YOUR TASK: Of all the lines in the material, how many include the word "html"? Reply with the number alone.
++++++
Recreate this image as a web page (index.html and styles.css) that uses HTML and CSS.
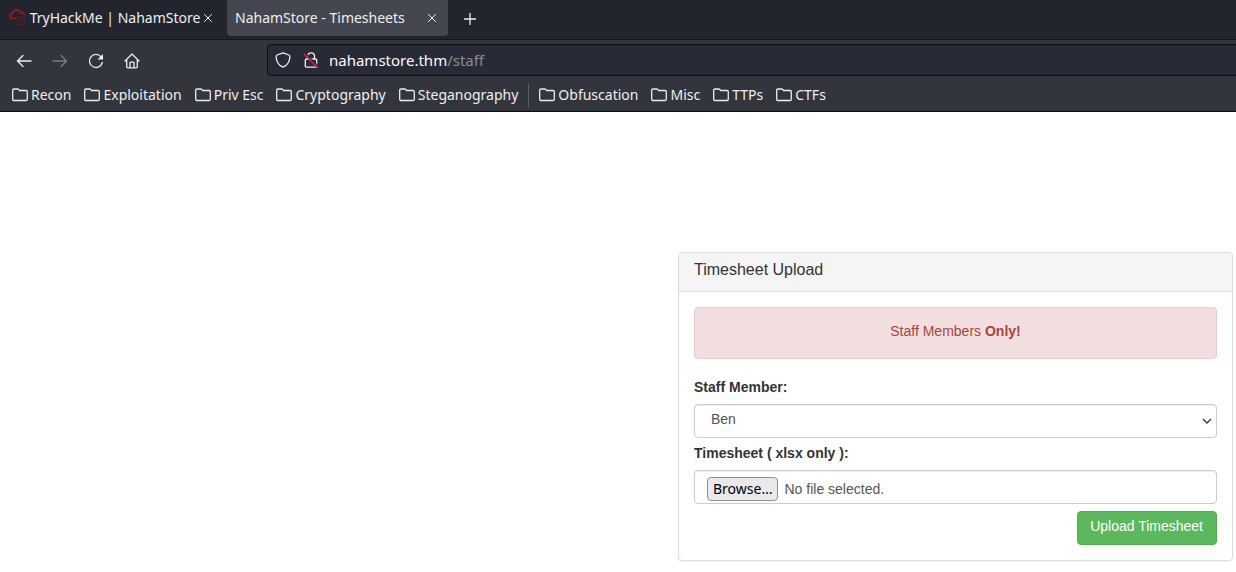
FILE: index.html
```
<!DOCTYPE html>
<html lang="en">
<head>
<meta charset="utf-8">
<meta name="viewport" content="width=device-width, initial-scale=1">
<title>NahamStore - Timesheets</title>
<link rel="stylesheet" href="styles.css">
</head>
<body>
<svg class="sprite" aria-hidden="true">
  <symbol id="folder" viewBox="0 0 16 16"><path d="M2 2h3.600c.7 0 1 .3 1.500.9l.5.6H14c.8 0 1.300.5 1.300 1.200v7.600c0 .8-.5 1.200-1.300 1.200H2c-.8 0-1.300-.5-1.300-1.200V3.200C.7 2.500 1.200 2 2 2z"/></symbol>
  <symbol id="close" viewBox="0 0 10 10"><path d="M1.500 1.500l7 7M8.500 1.500l-7 7"/></symbol>
</svg>
<header class="browser">
  <div class="tabs">
    <div class="tab">
      <svg class="favicon" viewBox="0 0 18 18" aria-hidden="true"><path d="M8 9.300H4.200C2.300 9.300 1 8.200 1 6.700s1.200-2.500 2.700-2.600C4.200 2.200 5.700 1 7.700 1c2 0 3.500 1 4.100 2.700 2.200-.2 3.800 1 3.900 2.800"/><path class="favicon-bits" d="M9.500 8h3M13.500 8h2.500M7.500 10.500h1.500M10.500 10.500h3M14.500 10.500h2M10 13h2M13.500 13h3M9 15.500h3.500M13 15.500h1"/></svg>
      <span class="tab-title">TryHackMe | NahamStore</span>
      <button class="icon-button" type="button" aria-label="Close TryHackMe tab"><svg class="line close" aria-hidden="true"><use href="#close"/></svg></button>
    </div>
    <div class="tab tab-active">
      <span class="tab-title">NahamStore - Timesheets</span>
      <button class="icon-button" type="button" aria-label="Close Timesheets tab"><svg class="line close" aria-hidden="true"><use href="#close"/></svg></button>
    </div>
    <button class="icon-button new-tab" type="button" aria-label="New tab"><svg class="line plus" viewBox="0 0 12 12" aria-hidden="true"><path d="M6 .5v11M.5 6h11"/></svg></button>
  </div>
  <div class="toolbar">
    <nav class="nav-buttons" aria-label="Navigation">
      <button class="icon-button" type="button" aria-label="Back"><svg class="line" viewBox="0 0 16 16" aria-hidden="true"><path d="M15 8H1.500M7 2.500L1.500 8 7 13.500"/></svg></button>
      <button class="icon-button" type="button" aria-label="Forward" disabled><svg class="line" viewBox="0 0 16 16" aria-hidden="true"><path d="M1 8h13.500M9 2.500L14.500 8 9 13.500"/></svg></button>
      <button class="icon-button" type="button" aria-label="Reload"><svg class="line" viewBox="0 0 16 16" aria-hidden="true"><path d="M14.300 9.500A6.500 6.500 0 1 1 13 3.800"/><path class="solid" d="M15 1v5.500H9.500z"/></svg></button>
      <button class="icon-button" type="button" aria-label="Home"><svg class="line" viewBox="0 0 16 16" aria-hidden="true"><path d="M1 8l7-7 7 7M2.700 6.800v7c0 .6.4 1 1 1h8.600c.6 0 1-.4 1-1v-7M6 14.500V10c0-.5.4-.8.8-.8h2.400c.4 0 .8.300.8.8v4.500"/></svg></button>
    </nav>
    <div class="address">
      <svg class="line" viewBox="0 0 16 16" aria-hidden="true"><path d="M8 .8l6 2.200c.6.200.9.700.9 1.300-.1 4.700-2.400 9.100-6.900 10.900C3.500 13.400 1.200 9 1.100 4.300c0-.6.300-1.100.9-1.300z"/></svg>
      <svg class="line" viewBox="0 0 16 16" aria-hidden="true"><path d="M4.500 7V4.300C4.500 2.300 6 .8 8 .8s3.500 1.500 3.500 3.500V7M3.500 7h9c.7 0 1.200.5 1.200 1.200V14c0 .7-.5 1.200-1.200 1.200h-9c-.7 0-1.200-.5-1.200-1.200V8.200C2.300 7.500 2.800 7 3.500 7z"/><path class="slash-gap" d="M2.500 1.500l13 13"/><path class="slash" d="M1 2l13.500 13.500"/></svg>
      <span class="url">nahamstore.thm<span class="url-path">/staff</span></span>
    </div>
  </div>
  <nav class="bookmarks" aria-label="Bookmarks">
    <button class="bookmark" type="button"><svg class="line" aria-hidden="true"><use href="#folder"/></svg>Recon</button>
    <button class="bookmark" type="button"><svg class="line" aria-hidden="true"><use href="#folder"/></svg>Exploitation</button>
    <button class="bookmark" type="button"><svg class="line" aria-hidden="true"><use href="#folder"/></svg>Priv Esc</button>
    <button class="bookmark" type="button"><svg class="line" aria-hidden="true"><use href="#folder"/></svg>Cryptography</button>
    <button class="bookmark" type="button"><svg class="line" aria-hidden="true"><use href="#folder"/></svg>Steganography</button>
    <span class="separator"></span>
    <button class="bookmark" type="button"><svg class="line" aria-hidden="true"><use href="#folder"/></svg>Obfuscation</button>
    <button class="bookmark" type="button"><svg class="line" aria-hidden="true"><use href="#folder"/></svg>Misc</button>
    <button class="bookmark" type="button"><svg class="line" aria-hidden="true"><use href="#folder"/></svg>TTPs</button>
    <button class="bookmark" type="button"><svg class="line" aria-hidden="true"><use href="#folder"/></svg>CTFs</button>
  </nav>
</header>
<main class="page">
  <section class="panel">
    <h1 class="panel-heading">Timesheet Upload</h1>
    <form class="panel-body">
      <p class="alert">Staff Members <strong>Only!</strong></p>
      <label class="field-label" for="staff">Staff Member:</label>
      <div class="select-wrap">
        <select class="control select" id="staff"><option>Ben</option></select>
        <svg class="chevron" viewBox="0 0 10 6" aria-hidden="true"><path d="M1 1l4 4 4-4"/></svg>
      </div>
      <label class="field-label" for="timesheet">Timesheet ( xlsx only ):</label>
      <div class="control file">
        <span class="browse">Browse…</span>
        <span>No file selected.</span>
        <input class="file-input" id="timesheet" type="file" accept=".xlsx">
      </div>
      <button class="submit" type="submit">Upload Timesheet</button>
    </form>
  </section>
</main>
</body>
</html>
```
FILE: styles.css
```
* { box-sizing: border-box; }

body {
  margin: 0;
  background: #fff;
  color: #333;
  font: 14px/20px "Liberation Sans", Arial, sans-serif;
}

button, select { font: inherit; color: inherit; }
.sprite { display: none; }

/* Browser chrome */
.browser {
  background: #33353d;
  color: #eeeef0;
  font: 14px/20px "Noto Sans", sans-serif;
  border-bottom: 1px solid #0c0c0f;
}

.line {
  flex: none;
  width: 16px;
  height: 16px;
  fill: none;
  stroke: currentColor;
  stroke-width: 1.3;
  stroke-linecap: round;
  stroke-linejoin: round;
}
.solid { fill: currentColor; stroke: none; }
.close { width: 10px; height: 10px; stroke-width: 1; }
.plus { width: 12px; height: 12px; }

.icon-button {
  display: flex;
  padding: 0;
  border: 0;
  background: none;
}
.icon-button:disabled { color: #7c7d82; }

.tabs {
  display: flex;
  align-items: flex-start;
  height: 40px;
  background: #23252e;
  border-bottom: 1px solid #15161b;
}
.tab {
  display: flex;
  align-items: center;
  justify-content: space-between;
  width: 221px;
  height: 36px;
  padding: 0 8px 0 9px;
}
.tab:first-child { margin-right: 6px; }
.tab-active {
  padding: 0 11px 0 8px;
  background: #44474f;
  border-radius: 0 0 4px 4px;
}
.tab-title { white-space: nowrap; }
.favicon {
  flex: none;
  width: 18px;
  height: 18px;
  fill: none;
  stroke: #b5141b;
  stroke-width: 1.3;
}
.favicon-bits { stroke: #74191f; stroke-width: 1; }
.new-tab { padding: 13px 16px; }

.toolbar { display: flex; height: 40px; padding-top: 4px; }
.nav-buttons {
  display: flex;
  flex: none;
  align-items: center;
  gap: 20px;
  width: 267px;
  height: 34px;
  padding-left: 16px;
}
.address {
  display: flex;
  flex: 1;
  align-items: center;
  gap: 12px;
  height: 32px;
  padding: 0 7px;
  background: #282a36;
  border: 1px solid #0f1014;
  border-right: 0;
  border-radius: 4px 0 0 4px;
}
.url { margin-left: -2px; color: #fbfbfe; font-size: 15px; }
.url-path { color: #8b8c94; }
.slash-gap { stroke: #282a36; stroke-width: 1.5; }
.slash { stroke: #e3194b; stroke-width: 1.5; }

.bookmarks {
  display: flex;
  align-items: center;
  gap: 13px;
  height: 31px;
  padding: 0 0 1px 12px;
}
.bookmark {
  display: flex;
  align-items: center;
  gap: 3px;
  padding: 0;
  border: 0;
  background: none;
  white-space: nowrap;
}
.separator { width: 1px; height: 25px; margin: 0 -3px; background: #5a5c63; }

/* Upload form */
.page {
  display: flex;
  justify-content: flex-end;
  padding: 140px 3px 11px 16px;
}
.panel {
  width: 555px;
  max-width: 100%;
  border: 1px solid #ddd;
  border-radius: 4px;
  box-shadow: 0 1px 1px rgba(0, 0, 0, .05);
}
.panel-heading {
  margin: 0;
  padding: 8px 15px 12px;
  background: #f5f5f5;
  border-bottom: 1px solid #ddd;
  border-radius: 3px 3px 0 0;
  font-size: 16px;
  line-height: 18px;
  font-weight: 400;
}
.panel-body { padding: 15px; }
.alert {
  margin: 0 0 20px;
  padding: 13px 15px 17px;
  border: 1px solid #ebccd1;
  border-radius: 4px;
  background: #f2dede;
  color: #a94442;
  text-align: center;
}
.field-label {
  display: block;
  padding: 0 0 5px;
  font-weight: 700;
  line-height: 16px;
}
.control {
  width: 100%;
  height: 34px;
  padding: 3px 12px 7px 16px;
  border: 1px solid #ccc;
  border-radius: 4px;
  background: #fff;
  box-shadow: inset 0 1px 1px rgba(0, 0, 0, .075);
  color: #555;
}
.select { display: block; appearance: none; }
.select-wrap { position: relative; margin: 4px 0 7px; }
.chevron {
  position: absolute;
  right: 5px;
  top: 14px;
  width: 10px;
  height: 6px;
  fill: none;
  stroke: #444;
  stroke-width: 1.5;
  pointer-events: none;
}
.file {
  position: relative;
  display: flex;
  align-items: center;
  gap: 6px;
  margin: 4px 0 7px;
  padding: 4px 12px 0;
}
.browse {
  height: 24px;
  padding: 0 5px;
  border: 1px solid #8f8f9d;
  border-radius: 4px;
  background: #e9e9ed;
  color: #000;
  font: 14px/22px "Noto Sans", sans-serif;
}
.file-input { position: absolute; inset: 0; width: 100%; opacity: 0; }
.submit {
  display: block;
  height: 34px;
  margin-left: auto;
  padding: 4px 13px 8px 12px;
  border: 1px solid #4cae4c;
  border-radius: 4px;
  background: #5cb85c;
  color: #fff;
}
```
++++++
SOLUTION TO THE EXERCISE: 5